In the fantasy Los Angeles of Happytime, puppets are real, and the onetime puppet cast members of 1990s TV show The Happytime Gang are being murdered in gruesome ways, possibly connected to a new syndication deal for the old program. Human cop Detective Connie Edwards (Melissa McCarthy: Life of the Party, The Boss) reluctantly teams up with her former partner turned PI Phil Philips (the voice of Bill Barretta [Muppets Most Wanted, The Muppets] paired with a practical puppet) to solve the case; he was once the LAPD’s first “felt” cop, but he was forced off the job after he was accused of deliberately missing when taking a shot at a puppet suspect. You know how “those people” are, always looking out for each other at the expense of decent citizens. (We shall return to this theme.)
Comparisons have been offered between Happytime and 1989’s Meet the Feebles, from a pre–Lord of the Rings Peter Jackson, a justifiable flop at the time though it now enjoys cult status, merely because Feebles also features puppets behaving very badly, in very vulgar ways. But Happytime is much more reasonably likened to one of the best and most popular films of the previous year: Who Framed Roger Rabbit… and the lazy, shoddy Happytime, which echoes it in ways that almost border on the actionable, is less than a pile of puppet fluff next to it.
The noirish vibe is tedious and sexist: Phil has a new femme-fatale puppet client (the voice of Dorien Davies), and a ridiculously devoted human secretary (Maya Rudolph: The Angry Birds Movie, Sisters), who is of course secretly madly in love with washed-up alcoholic Phil. The absolute mess of a mystery is banal, with the ultimate culprit behaving in a way that makes no sense at all. The dialogue is along the lines of “I was a cop — and a damn good one” yet with no inkling from screenwriters Todd Berge and Dee Austin Robertson that they even imagine they are sending up old noir films. They’re just parroting them and thinking that’s funny or even mildly interesting merely because it’s puppets enacting it. They’re wrong.
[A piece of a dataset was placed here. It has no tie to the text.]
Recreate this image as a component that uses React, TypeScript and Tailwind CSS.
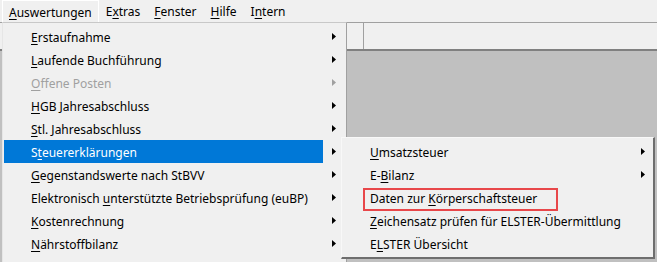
import React from "react";

type Item = {
  pre?: string;
  key?: string;
  post?: string;
  arrow?: boolean;
  disabled?: boolean;
  active?: boolean;
};

const mainItems: Item[] = [
  { key: "E", post: "rstaufnahme", arrow: true },
  { key: "L", post: "aufende Buchführung", arrow: true },
  { key: "O", post: "ffene Posten", arrow: true, disabled: true },
  { key: "H", post: "GB Jahresabschluss", arrow: true },
  { key: "S", post: "tl. Jahresabschluss", arrow: true },
  { pre: "S", key: "t", post: "euererklärungen", arrow: true, active: true },
  { key: "G", post: "egenstandswerte nach StBVV", arrow: true },
  { pre: "Elektronisch ", key: "u", post: "nterstützte Betriebsprüfung (euBP)", arrow: true },
  { key: "K", post: "ostenrechnung", arrow: true },
  { key: "N", post: "ährstoffbilanz", arrow: true },
];

const subItems: Item[] = [
  { key: "U", post: "msatzsteuer", arrow: true },
  { pre: "E-", key: "B", post: "ilanz", arrow: true },
  { pre: "Daten zur ", key: "K", post: "örperschaftsteuer" },
  { key: "Z", post: "eichensatz prüfen für ELSTER-Übermittlung" },
  { pre: "E", key: "L", post: "STER Übersicht" },
];

function Label({ item }: { item: Item }) {
  return (
    <span className="whitespace-pre">
      {item.pre}
      <span className="underline underline-offset-[2px] decoration-[1px]">{item.key}</span>
      {item.post}
    </span>
  );
}

function Arrow({ color }: { color: string }) {
  return (
    <svg width="4" height="7" viewBox="0 0 4 7" className="block">
      <path d="M0 0 L4 3.5 L0 7 Z" fill={color} />
    </svg>
  );
}

function MenuBar() {
  const items: Item[] = [
    { key: "A", post: "uswertungen" },
    { pre: "E", key: "x", post: "tras" },
    { key: "F", post: "enster" },
    { key: "H", post: "ilfe" },
    { pre: "I", key: "n", post: "tern" },
  ];
  return (
    <div className="flex h-[22px] items-stretch pl-[2px] bg-[#f0f0f0]">
      {items.map((it, i) => (
        <div
          key={i}
          className={
            i === 0
              ? "flex items-center pt-[2px] px-[6px] border-x border-t border-white text-black"
              : "flex items-center pt-[2px] px-[7px] text-black"
          }
        >
          <Label item={it} />
        </div>
      ))}
    </div>
  );
}

export default function App() {
  return (
    <div
      className="relative w-[657px] h-[262px] overflow-hidden bg-[#f0f0f0] text-[12px] text-black"
      style={{ fontFamily: '"Segoe UI", "Noto Sans", "Open Sans", sans-serif' }}
    >
      <MenuBar />

      {/* toolbar strip + MDI client area */}
      <div className="flex flex-col h-[240px]">
        <div className="h-[29px] border-t border-[#a0a0a0] border-b-2 border-b-[#808080] flex">
          <div className="ml-[346px] w-[18px] h-full border-r border-[#a0a0a0] border-l border-l-white" />
        </div>
        <div className="flex-1 bg-[#c0c0c0]" />
      </div>

      {/* dropdown */}
      <div className="absolute left-[2px] top-[22px] w-[345px] h-[260px] bg-[#f0f0f0] border-l border-l-[#e6e6e6] border-r border-r-[#a0a0a0] border-t border-t-[#c8c8c8] pt-[2px] pl-[1px] pr-[1px]">
        {mainItems.map((it, i) => (
          <div key={i} className="flex h-[23px] items-center">
            <div
              className={
                it.active
                  ? "flex h-full w-[319px] items-center pt-[2px] pl-[27px] bg-[#0078d7] text-white"
                  : it.disabled
                    ? "flex h-full w-[319px] items-center pt-[2px] pl-[27px] text-[#a0a0a0]"
                    : "flex h-full w-[319px] items-center pt-[2px] pl-[27px]"
              }
            >
              <Label item={it} />
            </div>
            <div className="flex-1 flex justify-center">
              {it.arrow && <Arrow color={it.disabled ? "#a0a0a0" : "#000"} />}
            </div>
          </div>
        ))}
      </div>

      {/* submenu */}
      <div className="absolute left-[341px] top-[137px] w-[314px] h-[122px] bg-[#f0f0f0] border-l border-t border-l-[#f8f8f8] border-t-[#f8f8f8] border-r-2 border-b-2 border-r-[#6e6e6e] border-b-[#6e6e6e] pt-[2px]">
        {subItems.map((it, i) => (
          <div key={i} className="relative flex h-[23px] items-center pl-[28px] pr-[8px]">
            <div className="flex-1 pt-[2px]">
              <Label item={it} />
            </div>
            {it.arrow && <Arrow color="#000" />}
            {i === 2 && (
              <div className="absolute left-[21px] top-[2px] w-[195px] h-[23px] border-2 border-[#e8474a]" />
            )}
          </div>
        ))}
      </div>
    </div>
  );
}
So far, so small, so unoriginal, and so risible. But this is also a hugely offensive movie. And not because puppets are having sex or snorting sugar — it’s like cocaine to felt — or making pornos for humans (and puppets) who like that sort of thing. Crude barely begins to cover the atmosphere of Happytime, but please: a puppet jizzing all over the walls and ceiling is precisely the sort of oh-so predictable manchild grossout crap that would be surprising only if it weren’t present. (Male filmmakers: Really? Are you genuinely this proud of your bodily fluids? Grow up.) There’s also the monotonous misogyny of getting Elizabeth Banks (Pitch Perfect 3, The Hunger Games: Mockingjay – Part 2) — as the only human cast member of Gang — into stripper gear for the inevitable scene set in a strip club, and the running “humorous” motif in which McCarthy is constantly being mistaken for a man. (Male filmmakers: You have made yourselves abundantly clear through thousands of movies. Women can either be too sexy, or not sexy enough. Message long since received.) The insult of these things is merely the air we breath at the movies all the damn time.
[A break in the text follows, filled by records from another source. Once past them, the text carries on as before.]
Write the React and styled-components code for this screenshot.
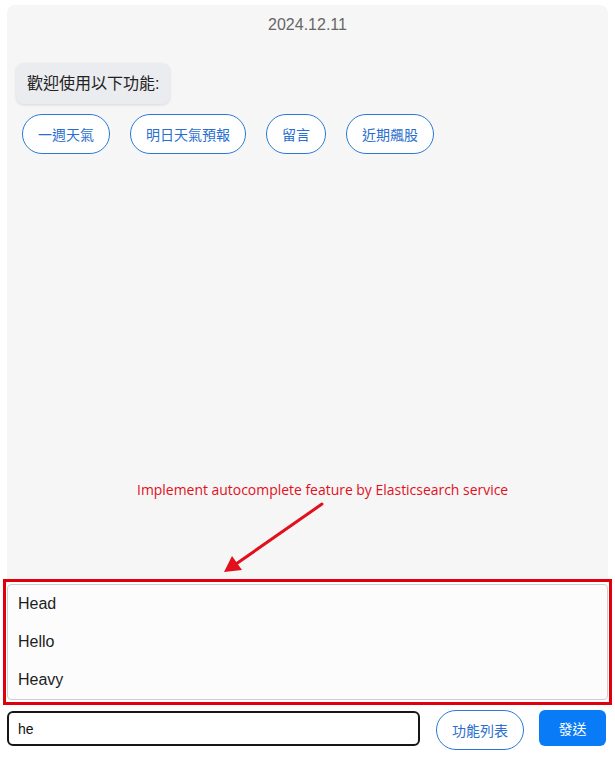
import React from 'react';
import styled, { createGlobalStyle } from 'styled-components';

const GlobalStyle = createGlobalStyle`
  html, body {
    margin: 0;
    padding: 0;
    background: #ffffff;
    font-family: "Liberation Sans", Arial, "Noto Sans CJK TC", sans-serif;
  }
`;

// 전체
const Page = styled.div`
  position: relative;
  display: flex;
  flex-direction: column;
  height: 760px;
  padding: 5px 7px 10px 7px;
  box-sizing: border-box;
`;

// 채팅 영역
const ChatPanel = styled.section`
  flex: 1;
  display: flex;
  flex-direction: column;
  align-items: flex-start;
  background: #f6f6f6;
  border-radius: 8px 8px 0 0;
  padding: 10px 0 0 0;
`;

const DateLabel = styled.div`
  align-self: stretch;
  text-align: center;
  color: #666666;
  font-size: 16px;
  line-height: 20px;
`;

const Bubble = styled.div`
  margin: 28px 0 0 9px;
  padding: 10px 11px;
  background: #eaecef;
  border-radius: 8px;
  box-shadow: 0 1px 3px rgba(0, 0, 0, 0.12);
  color: #222222;
  font-size: 16px;
  line-height: 21px;
`;

const QuickReplies = styled.div`
  display: flex;
  gap: 20px;
  margin: 10px 0 0 15px;
`;

const OutlineButton = styled.button`
  height: 40px;
  padding: 0 15px;
  background: #ffffff;
  border: 1px solid #2b78d8;
  border-radius: 20px;
  color: #2a6fcf;
  font-family: inherit;
  font-size: 14px;
  white-space: nowrap;
  cursor: pointer;
`;

// 자동완성 (annotated)
const Highlight = styled.div`
  margin: 0 -4px;
  border: 3px solid #e0000b;
  padding: 2px 1px 0 1px;
  height: 126px;
  box-sizing: border-box;
`;

const SuggestList = styled.ul`
  list-style: none;
  margin: 0;
  padding: 0;
  background: #fcfcfc;
  border: 1px solid #cfcfcf;
  border-radius: 4px;
`;

const SuggestItem = styled.li`
  height: 38px;
  line-height: 38px;
  padding: 0 10px;
  font-size: 16px;
  color: #1e1e1e;
`;

// 입력
const InputRow = styled.form`
  display: flex;
  align-items: flex-start;
  margin: 5px 2px 0 0;
`;

const TextInput = styled.input`
  flex: 1;
  height: 35px;
  box-sizing: border-box;
  border: 2px solid #161616;
  border-radius: 6px;
  padding: 0 9px;
  font-family: inherit;
  font-size: 14px;
  color: #111111;
  background: #ffffff;
  outline: none;
  margin-top: 1px;
  caret-color: #111111;
`;

const ListButton = styled(OutlineButton)`
  margin-left: 16px;
  padding: 0 15px;
`;

const SendButton = styled.button`
  margin-left: 15px;
  width: 67px;
  height: 36px;
  border: none;
  border-radius: 6px;
  background: #0a7bf7;
  color: #ffffff;
  font-family: inherit;
  font-size: 14px;
  cursor: pointer;
`;

// 주석
const Note = styled.div`
  position: absolute;
  top: 481px;
  left: 137px;
  color: #e2101c;
  font-family: "Open Sans", "Liberation Sans", sans-serif;
  font-size: 13.95px;
  line-height: 18px;
  white-space: nowrap;
`;

const Arrow = styled.svg`
  position: absolute;
  top: 500px;
  left: 218px;
`;

const features = ['一週天氣', '明日天氣預報', '留言', '近期飆股'];
const suggestions = ['Head', 'Hello', 'Heavy'];

export default function App() {
  return (
    <>
      <GlobalStyle />
      <Page>
        <ChatPanel>
          <DateLabel>2024.12.11</DateLabel>
          <Bubble>歡迎使用以下功能:</Bubble>
          <QuickReplies>
            {features.map((f) => (
              <OutlineButton key={f} type="button">
                {f}
              </OutlineButton>
            ))}
          </QuickReplies>
        </ChatPanel>
        <Highlight>
          <SuggestList>
            {suggestions.map((s) => (
              <SuggestItem key={s}>{s}</SuggestItem>
            ))}
          </SuggestList>
        </Highlight>
        <InputRow onSubmit={(e) => e.preventDefault()}>
          <TextInput defaultValue="he" autoFocus />
          <ListButton type="button">功能列表</ListButton>
          <SendButton type="submit">發送</SendButton>
        </InputRow>
        <Note>Implement autocomplete feature by Elasticsearch service</Note>
        <Arrow width="110" height="80" viewBox="0 0 110 80">
          <line x1="104" y1="4" x2="18" y2="64" stroke="#e2101c" strokeWidth="3" strokeLinecap="round" />
          <polygon points="6,72 14,56 24,70" fill="#e2101c" />
        </Arrow>
      </Page>
    </>
  );
}
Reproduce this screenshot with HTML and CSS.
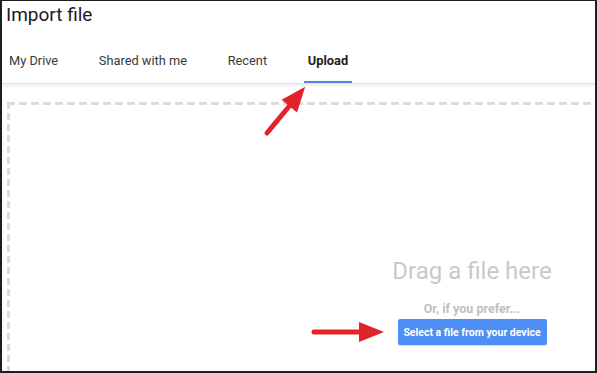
FILE: index.html
```html
<!DOCTYPE html>
<html lang="en">
<head>
  <meta charset="UTF-8">
  <meta name="viewport" content="width=device-width, initial-scale=1.0">
  <title>Import file</title>
  <link rel="stylesheet" href="styles.css">
</head>
<body>
  <div class="frame">
    <h1 class="title">Import file</h1>

    <!-- Source tabs -->
    <div class="tabs">
      <div class="tab">My Drive</div>
      <div class="tab">Shared with me</div>
      <div class="tab">Recent</div>
      <div class="tab active">Upload</div>
    </div>

    <!-- Upload drop zone -->
    <div class="content">
      <div class="dropzone">
        <p class="drag-text">Drag a file here</p>
        <p class="prefer">Or, if you prefer...</p>
        <button class="select-btn">Select a file from your device</button>
      </div>
    </div>

    <!-- Annotation arrows drawn over the screenshot -->
    <svg class="arrows" width="597" height="373" viewBox="0 0 597 373">
      <g transform="translate(267 133) rotate(-50.4)">
        <line x1="0" y1="0" x2="38" y2="0" stroke="#e2232a" stroke-width="5" stroke-linecap="round"/>
        <polygon points="35,-10 60,0 35,10" fill="#e2232a"/>
      </g>
      <g transform="translate(314 332)">
        <line x1="0" y1="0" x2="48" y2="0" stroke="#e2232a" stroke-width="5" stroke-linecap="round"/>
        <polygon points="45,-10 70,0 45,10" fill="#e2232a"/>
      </g>
    </svg>
  </div>
</body>
</html>
```

FILE: styles.css
```css
* {
  box-sizing: border-box;
}

body {
  margin: 0;
  background-color: #fff;
  font-family: Roboto, Arial, sans-serif;
}

.frame {
  position: relative;
  width: 597px;
  height: 373px;
  border: 2px solid #1e1e1e;
  border-top-width: 1px;
  overflow: hidden;
  background-color: #fff;
}

.title {
  margin: 0;
  padding: 2px 0 0 4px;
  font-size: 19px;
  font-weight: 400;
  line-height: 24px;
  color: #1a1a1a;
}

.tabs {
  display: flex;
  gap: 32.7px;
  padding: 26px 0 0 3px;
  border-bottom: 1px solid #e2e2e2;
  box-shadow: 0 2px 3px rgba(0, 0, 0, 0.08);
  position: relative;
}

.tab {
  padding: 0 4px 12px;
  font-size: 12.8px;
  line-height: 16px;
  color: #3a3a3a;
  border-bottom: 2px solid transparent;
}

.tab.active {
  font-weight: 700;
  color: #222;
  border-bottom-color: #4a86e8;
}

.content {
  padding: 18px 0 0 5px;
}

.dropzone {
  width: 930px;
  height: 400px;
  padding-top: 155px;
  display: flex;
  flex-direction: column;
  align-items: center;
  /* dashes drawn as gradients to get the short 8/4 rhythm */
  background-image:
    repeating-linear-gradient(to right, #dcdcdc 0 8px, transparent 8px 12px),
    repeating-linear-gradient(to bottom, #dcdcdc 0 7px, transparent 7px 11px);
  background-size: 100% 3px, 3px 100%;
  background-position: 0 0, 0 0;
  background-repeat: no-repeat;
}

.drag-text {
  margin: 0;
  font-size: 24px;
  line-height: 28px;
  color: #c9c9c9;
}

.prefer {
  margin: 16px 0 0;
  font-size: 12.5px;
  font-weight: 700;
  line-height: 15px;
  color: #bfbfbf;
}

.select-btn {
  margin-top: 3px;
  width: 149px;
  height: 26px;
  padding: 0;
  border: none;
  border-radius: 2px;
  background-color: #4d8ff4;
  color: #fff;
  font-family: Roboto, Arial, sans-serif;
  font-size: 10.5px;
  font-weight: 700;
  box-shadow: 0 1px 1px rgba(0, 0, 0, 0.15);
  cursor: pointer;
}

.arrows {
  position: absolute;
  top: -1px;
  left: -2px;
  pointer-events: none;
}
```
No, where The Happytime Murders is offensive is where it thinks it’s a parable about racism, when in fact it is itself racist as fuck. Puppets in this universe are the objects of much derision and bigotry: good enough to entertain humans, but sneered at, even beaten up with impugnity by human children in the streets. But if we’re meant to feel sorry for puppets and bad about their treatment at the hands of humans, maybe even pause for reflection on how this dynamic might translate into our real world, they why the hell is there not a single puppet character here who isn’t a nasty, useless walking personal disaster? Why are there no sweet puppets or funny puppets or nice puppets? Why is the murder of puppets treated by the movie as a source of amusement? In one scene, a puppet is ripped apart by dogs, who see the puppet as a chew toy to be devoured… and it’s played for laughs. Does Brian Henson not know that people — actual human beings — have had dogs set upon them by other people who disapproved of the color of their skin, or their religion, in order to hurt and kill them? The absolute, mind-boggling tone-deafness of this movie about the very thing it thinks it is about is astonishing, and horrific. It’s the furthest thing from funny imaginable.